Demain matin, ici même, aura lieu, à partir de neuf heures trente, la suite de la discussion du projet de loi de finances rectificative pour 2011. Le Gouvernement proposera un amendement visant à revenir sur une disposition qui avait raboté de 10 % le plafond des avantages fiscaux résultant des réductions d’impôt pour les investissements dans le logement social outre-mer, et à le relever à 40 000 euros, contre 36 000 euros actuellement. Mais lorsque vous bénéficiez d’une défiscalisation au titre de l’article 199 undecies A, de l’article 199 undecies B dit « Girardin industriel », et de l’article 199 undecies C, c’est-à-dire sur le logement social, c’est toujours le plafond de 36 000 euros qui s’applique. Demain, nous essaierons de corriger cette erreur, en plus de ce que le Gouvernement a prévu. Je demande donc à mes collègues d’être présents.
Par ailleurs, M. Marie-Jeanne a indiqué, à juste titre, que l’État n’avait dépensé, en 2010, pour l’outre-mer, que 20 millions d’euros sur les 110 millions d’euros prévus pour le logement social. Dans le même temps, comme l’a rappelé Patrick Lebreton lors du débat sur le suivi des mesures du CIOM, on a vu la LBU, censée être sanctuarisée, perdre 21 millions d’euros. En matière d’exécution du budget, c’est donc la catastrophe : on perd en LBU, en enveloppe fiscale, et parallèlement la lutte contre le logement indigne, insalubre, informel n’est pas financée.

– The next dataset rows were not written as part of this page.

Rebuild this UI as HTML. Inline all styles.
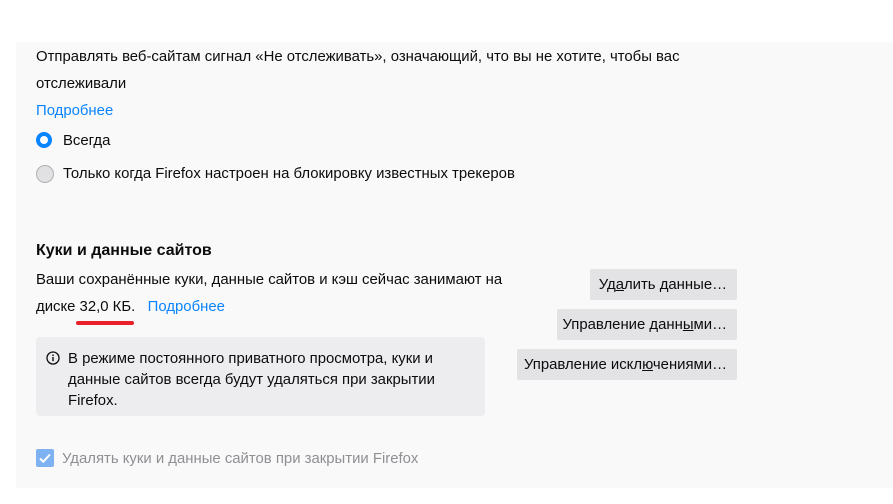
<!DOCTYPE html>
<html><head><meta charset="utf-8"><style>
body{margin:0;width:893px;height:504px;background:#fff;font-family:"Liberation Sans","DejaVu Sans",sans-serif;font-size:14.9px;color:#0c0c0d;position:relative;overflow:hidden}
.panel{position:absolute;left:16px;top:42px;right:0;height:446px;background:#f9f9fa}
.t{position:absolute;white-space:nowrap}
a{color:#0a84ff;text-decoration:none}
.btn{position:absolute;background:#e3e3e5;border-radius:2px;height:31px;line-height:33px;text-align:right;padding-right:10px;box-sizing:border-box;right:156px}
u{text-decoration:underline}
</style></head><body>
<div class="panel"></div>
<div class="t" style="left:36px;top:49px">Отправлять веб-сайтам сигнал «Не отслеживать», означающий, что вы не хотите, чтобы вас</div>
<div class="t" style="left:36px;top:76px">отслеживали</div>
<div class="t" style="left:36px;top:103px"><a>Подробнее</a></div>
<div style="position:absolute;left:36px;top:132px;width:8px;height:8px;border:4px solid #0a84ff;border-radius:50%;background:#fff"></div>
<div class="t" style="left:63px;top:133px">Всегда</div>
<div style="position:absolute;left:36px;top:165px;width:16px;height:16px;border:1px solid #b1b1b3;border-radius:50%;background:#e1e1e3"></div>
<div class="t" style="left:63px;top:166px">Только когда Firefox настроен на блокировку известных трекеров</div>
<div class="t" style="left:36px;top:242px;font-weight:bold;font-size:16px">Куки и данные сайтов</div>
<div class="t" style="left:36px;top:272px">Ваши сохранённые куки, данные сайтов и кэш сейчас занимают на</div>
<div class="t" style="left:36px;top:299px">диске 32,0 КБ. &nbsp;&nbsp;<a>Подробнее</a></div>
<div style="position:absolute;left:76px;top:321px;width:58px;height:4px;background:#e8202a;border-radius:2px"></div>
<div class="btn" style="top:269px;width:147px">Уд<u>а</u>лить данные…</div>
<div class="btn" style="top:309px;width:180px">Управление данн<u>ы</u>ми…</div>
<div class="btn" style="top:349px;width:220px">Управление искл<u>ю</u>чениями…</div>
<div style="position:absolute;left:36px;top:337px;width:449px;height:79px;background:#ededf0;border-radius:4px"></div>
<svg style="position:absolute;left:46px;top:351px" width="14" height="14" viewBox="0 0 14 14"><circle cx="7" cy="7" r="6" fill="none" stroke="#0c0c0d" stroke-width="1.3"/><rect x="6.3" y="6" width="1.4" height="4.2" fill="#0c0c0d"/><circle cx="7" cy="4.2" r=".85" fill="#0c0c0d"/></svg>
<div class="t" style="left:68px;top:349px;line-height:21px">В режиме постоянного приватного просмотра, куки и<br>данные сайтов всегда будут удаляться при закрытии<br>Firefox.</div>
<div style="position:absolute;left:36px;top:449px;width:18px;height:18px;background:#7fb2f3;border-radius:2px"></div>
<svg style="position:absolute;left:36px;top:449px" width="18" height="18"><path d="M4 9.5l3.3 3.2L14 5.5" fill="none" stroke="#fff" stroke-width="2"/></svg>
<div class="t" style="left:62px;top:451px;color:#8f8f94">Удалять куки и данные сайтов при закрытии Firefox</div>
</body></html>
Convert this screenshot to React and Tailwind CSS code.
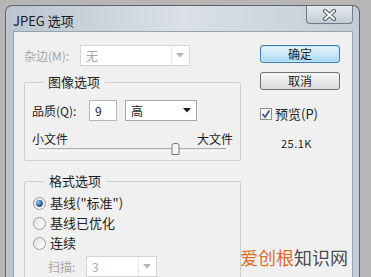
import React from 'react';

const font = { fontFamily: '"Noto Sans CJK SC", "Liberation Sans", sans-serif' };

// small down-pointing triangle used by the combo boxes
const Arrow = ({ color = '#1a1a1a' }) => (
  <svg width="8" height="5" viewBox="0 0 8 5">
    <path d="M0 0 H8 L4 4.5 Z" fill={color} />
  </svg>
);

const Combo = ({ value, disabled, className }) => (
  <div
    className={`flex items-center justify-between h-[21px] pl-[5px] pr-[5px] border bg-white ${
      disabled ? 'border-[#d4d4d4] text-[#a6a6a6]' : 'border-[#a9a9a9] text-[#1e1e1e]'
    } ${className}`}
  >
    <span className="text-[12px] leading-none">{value}</span>
    <div className={`flex items-center h-full pl-[4px] ${disabled ? 'border-l border-[#e6e6e6]' : ''}`}>
      <Arrow color={disabled ? '#b5b5b5' : '#1a1a1a'} />
    </div>
  </div>
);

const Radio = ({ checked }) => (
  <svg width="13" height="13" viewBox="0 0 13 13">
    <defs>
      <linearGradient id="rg" x1="0" y1="0" x2="1" y2="1">
        <stop offset="0" stopColor="#e0e0e0" />
        <stop offset="1" stopColor="#ffffff" />
      </linearGradient>
      <radialGradient id="rd" cx="0.35" cy="0.35" r="0.7">
        <stop offset="0" stopColor="#9fd0ef" />
        <stop offset="0.6" stopColor="#2f6ea3" />
        <stop offset="1" stopColor="#1c4c78" />
      </radialGradient>
    </defs>
    <circle cx="6.5" cy="6.5" r="6" fill="url(#rg)" stroke="#9a9a9a" strokeWidth="1" />
    {checked && <circle cx="6.5" cy="6.5" r="3.4" fill="url(#rd)" />}
  </svg>
);

const Legend = ({ children }) => (
  <legend className="ml-[11px] px-[5px] text-[13px] leading-[16px] text-[#1e1e1e]">{children}</legend>
);

export default function App() {
  return (
    <div className="relative w-[371px] h-[277px] overflow-hidden bg-[#b6b6b6]" style={font}>
      {/* window */}
      <div className="mt-[5px] ml-[5px] w-[355px] h-[272px] flex flex-col rounded-t-[7px] border border-b-0 border-[#5a6672] bg-linear-to-r from-[#bac5d0] via-[#dae0e6] to-[#c3ccd6]">
        {/* title bar */}
        <div className="h-[27px] flex items-start justify-between">
          <span className="pl-[7px] pt-[7px] text-[13px] leading-[16px] text-[#1a1a1a]">JPEG 选项</span>
          <div className="mr-[6px] w-[47px] h-[18px] flex items-center justify-center rounded-b-[4px] border border-t-0 border-[#6f7b88] bg-linear-to-b from-[#e6eaee] to-[#c2cbd4]">
            <svg width="15" height="12" viewBox="0 0 15 12">
              <path d="M3 2 L12 10 M12 2 L3 10" stroke="#4f5a66" strokeWidth="4.2" strokeLinecap="round" />
              <path d="M3 2 L12 10 M12 2 L3 10" stroke="#ffffff" strokeWidth="2.2" strokeLinecap="round" />
            </svg>
          </div>
        </div>

        {/* client area */}
        <div className="ml-[7px] mr-[6px] flex-1 flex border border-b-0 border-[#98a3ae] bg-[#f0f0f0] pl-[10px]">
          {/* left column */}
          <div className="w-[217px] flex flex-col">
            <div className="mt-[13px] flex items-center">
              <span className="w-[56px] text-[12px] leading-none text-[#a6a6a6]">杂边(M):</span>
              <Combo value="无" disabled className="w-[110px]" />
            </div>

            <fieldset className="mt-[8px] border border-[#cfcfcf] rounded-[2px] pl-[7px] pr-[7px] pb-[6px]">
              <Legend>图像选项</Legend>
              <div className="mt-[10px] flex items-center">
                <span className="w-[57px] text-[12px] leading-none text-[#1e1e1e]">品质(Q):</span>
                <div className="w-[28px] h-[21px] flex items-center pl-[5px] border border-[#b5b5b5] bg-white text-[12px] text-[#1e1e1e]">9</div>
                <Combo value="高" className="ml-[8px] w-[72px]" />
              </div>
              <div className="mt-[12px] flex justify-between text-[12px] leading-[12px] text-[#1e1e1e]">
                <span>小文件</span>
                <span>大文件</span>
              </div>
              <div className="mx-[7px] h-[9px] flex items-center">
                <div className="relative w-full h-[3px] border-t border-[#b0b0b0] border-b border-b-white bg-[#e4e4e4]">
                  <svg className="absolute left-[132px] top-[-6px]" width="9" height="12" viewBox="0 0 9 12">
                    <path d="M1 2.5 Q1 0.5 3 0.5 H6 Q8 0.5 8 2.5 V11.5 H1 Z" fill="#f4f4f4" stroke="#7a7a7a" />
                  </svg>
                </div>
              </div>
            </fieldset>

            <fieldset className="mt-[12px] flex-1 border border-b-0 border-[#cfcfcf] rounded-t-[2px] pl-[8px]">
              <Legend>格式选项</Legend>
              <div className="mt-[4px] h-[20px] flex items-center gap-[4px] text-[13px] text-[#1e1e1e]">
                <Radio checked />
                <span>基线("标准")</span>
              </div>
              <div className="h-[20px] flex items-center gap-[4px] text-[13px] text-[#1e1e1e]">
                <Radio />
                <span>基线已优化</span>
              </div>
              <div className="h-[20px] flex items-center gap-[4px] text-[13px] text-[#1e1e1e]">
                <Radio />
                <span>连续</span>
              </div>
              <div className="mt-[3px] ml-[15px] flex items-center">
                <span className="w-[38px] text-[12px] leading-none text-[#a6a6a6]">扫描:</span>
                <Combo value="3" disabled className="w-[71px]" />
              </div>
            </fieldset>
          </div>

          {/* right column */}
          <div className="ml-[19px] w-[80px] flex flex-col">
            <button className="mt-[13px] h-[18px] rounded-[3px] border border-[#3c7fb1] bg-linear-to-b from-[#e8f5fc] to-[#a8d8f2] text-[12px] leading-none text-[#1e1e1e] shadow-[inset_0_0_0_1px_#c2e6f8]">
              确定
            </button>
            <button className="mt-[9px] h-[18px] rounded-[3px] border border-[#707070] bg-linear-to-b from-[#f6f6f6] to-[#dcdcdc] text-[12px] leading-none text-[#1e1e1e]">
              取消
            </button>
            <div className="mt-[16px] flex items-center gap-[3px]">
              <svg width="12" height="12" viewBox="0 0 12 12">
                <rect x="0.5" y="0.5" width="11" height="11" fill="#f7f7f7" stroke="#8e8f8f" />
                <path d="M2.5 6 L5 9 L9.5 2.5" fill="none" stroke="#3a5a8c" strokeWidth="1.8" />
              </svg>
              <span className="text-[13px] leading-[16px] text-[#1e1e1e]">预览(P)</span>
            </div>
            <span className="mt-[14px] pl-[21px] text-[11px] leading-[14px] text-[#1e1e1e] tracking-[0.5px]">25.1K</span>
          </div>
        </div>
      </div>

      {/* watermark */}
      <div className="absolute left-[240px] top-[246px] text-[18px] leading-[22px] [text-shadow:0_0_2px_#ffffff]">
        <span className="text-[#dd6a28]">爱创根</span>
        <span className="text-[#4a4a4a]">知识网</span>
      </div>
    </div>
  );
}
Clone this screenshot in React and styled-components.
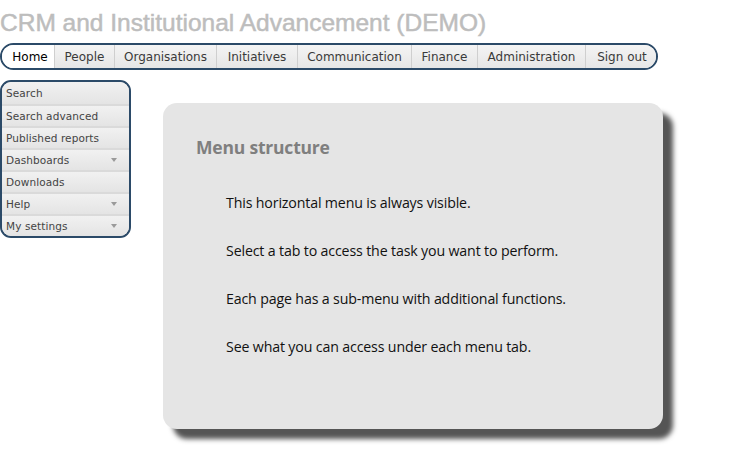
import React from 'react';
import styled, { createGlobalStyle } from 'styled-components';

const Global = createGlobalStyle`
  html, body {
    margin: 0;
    padding: 0;
    background: #fff;
  }
`;

const Page = styled.div`
  width: 735px;
  height: 469px;
  overflow: hidden;
  font-family: 'DejaVu Sans', Verdana, sans-serif;
`;

const Title = styled.h1`
  margin: 0;
  padding: 8px 0 0 0;
  height: 37px;
  box-sizing: border-box;
  font-family: 'Liberation Sans', Arial, sans-serif;
  font-weight: 400;
  font-size: 24.5px;
  line-height: 30px;
  color: #bdbdbd;
  -webkit-text-stroke: 0.5px #bdbdbd;
  white-space: nowrap;
`;

const TopNav = styled.nav`
  display: flex;
  width: 658px;
  height: 27px;
  margin-top: 6px;
  box-sizing: border-box;
  border: 2px solid #2b4a68;
  border-radius: 14px;
  overflow: hidden;
  background: #ebebeb;
`;

const Tab = styled.a`
  display: flex;
  align-items: center;
  justify-content: center;
  width: ${(p) => p.w}px;
  flex: none;
  box-sizing: border-box;
  font-size: 12px;
  color: ${(p) => (p.active ? '#000' : '#3a3a3a')};
  background: ${(p) =>
    p.active ? '#fff' : 'linear-gradient(#f4f4f4, #e6e6e6)'};
  border-left: ${(p) => (p.first ? 'none' : '1px solid #cfcfcf')};
  flex-grow: ${(p) => (p.last ? 1 : 0)};
  padding-left: ${(p) => (p.first ? 4 : 0)}px;
`;

const Body = styled.div`
  display: flex;
  align-items: flex-start;
  margin-top: 10px;
`;

const SideMenu = styled.ul`
  list-style: none;
  margin: 0;
  padding: 0;
  width: 131px;
  flex: none;
  box-sizing: border-box;
  border: 2px solid #2b4a68;
  border-radius: 11px;
  overflow: hidden;
  background: #ececec;
`;

const SideItem = styled.li`
  display: flex;
  align-items: center;
  justify-content: space-between;
  height: 22px;
  box-sizing: border-box;
  padding: 0 12px 0 4px;
  font-size: 10.5px;
  color: #444;
  background: linear-gradient(#f1f1f1, #e4e4e4);
  border-top: ${(p) => (p.first ? 'none' : '2px solid #dadada')};
  letter-spacing: 0.1px;
`;

const Caret = styled.span`
  width: 0;
  height: 0;
  border-left: 3.5px solid transparent;
  border-right: 3.5px solid transparent;
  border-top: 4px solid #9a9a9a;
`;

const Card = styled.section`
  margin: 23px 0 0 32px;
  width: 500px;
  height: 326px;
  box-sizing: border-box;
  background: #e5e5e5;
  border-radius: 14px;
  box-shadow: 10px 10px 5px #555;
  padding: 32px 0 0 33px;
  font-family: 'Open Sans', 'Noto Sans', sans-serif;
`;

const CardTitle = styled.h2`
  margin: 0 0 33px 0;
  font-size: 17.5px;
  font-weight: 700;
  color: #7f7f7f;
  line-height: 24px;
  letter-spacing: -0.2px;
`;

const Para = styled.p`
  margin: 0 0 26px 30px;
  font-size: 14.2px;
  line-height: 22px;
  color: #111;
  letter-spacing: -0.15px;
`;

const tabs = [
  ['Home', 52],
  ['People', 60],
  ['Organisations', 102],
  ['Initiatives', 81],
  ['Communication', 114],
  ['Finance', 66],
  ['Administration', 108],
  ['Sign out', 73],
];

const side = [
  ['Search', false],
  ['Search advanced', false],
  ['Published reports', false],
  ['Dashboards', true],
  ['Downloads', false],
  ['Help', true],
  ['My settings', true],
];

const lines = [
  'This horizontal menu is always visible.',
  'Select a tab to access the task you want to perform.',
  'Each page has a sub-menu with additional functions.',
  'See what you can access under each menu tab.',
];

export default function App() {
  return (
    <Page>
      <Global />
      <Title>CRM and Institutional Advancement (DEMO)</Title>
      <TopNav>
        {tabs.map(([label, w], i) => (
          <Tab
            key={label}
            w={w}
            active={i === 0}
            first={i === 0}
            last={i === tabs.length - 1}
          >
            {label}
          </Tab>
        ))}
      </TopNav>
      <Body>
        <SideMenu>
          {side.map(([label, sub], i) => (
            <SideItem key={label} first={i === 0}>
              {label}
              {sub && <Caret />}
            </SideItem>
          ))}
        </SideMenu>
        <Card>
          <CardTitle>Menu structure</CardTitle>
          {lines.map((t) => (
            <Para key={t}>{t}</Para>
          ))}
        </Card>
      </Body>
    </Page>
  );
}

Il manque donc une ambition politique armée de moyens pour que cette belle loi soit une très grande loi, même si nous sommes fiers de la voter de façon bipartisane. (Applaudissements sur les bancs du groupe SRC.)
(L'article 2 est adopté.)
M. le président. Je constate que le vote est acquis à l’unanimité.
Articles 3 à 10
(Les articles 3 à 10, successivement mis aux voix, sont adoptés à l’unanimité.)
Articles 12 à 16 bis
(Les articles 12 à 16 bis, successivement mis aux voix, sont adoptés à l’unanimité.)
Vote sur l'ensemble
M. le président. Je mets aux voix l'ensemble de la proposition de loi.
(L'ensemble de la proposition de loi est adopté.)
M. le président. Je constate que le vote est acquis à l’unanimité. (Applaudissements sur tous les bancs.)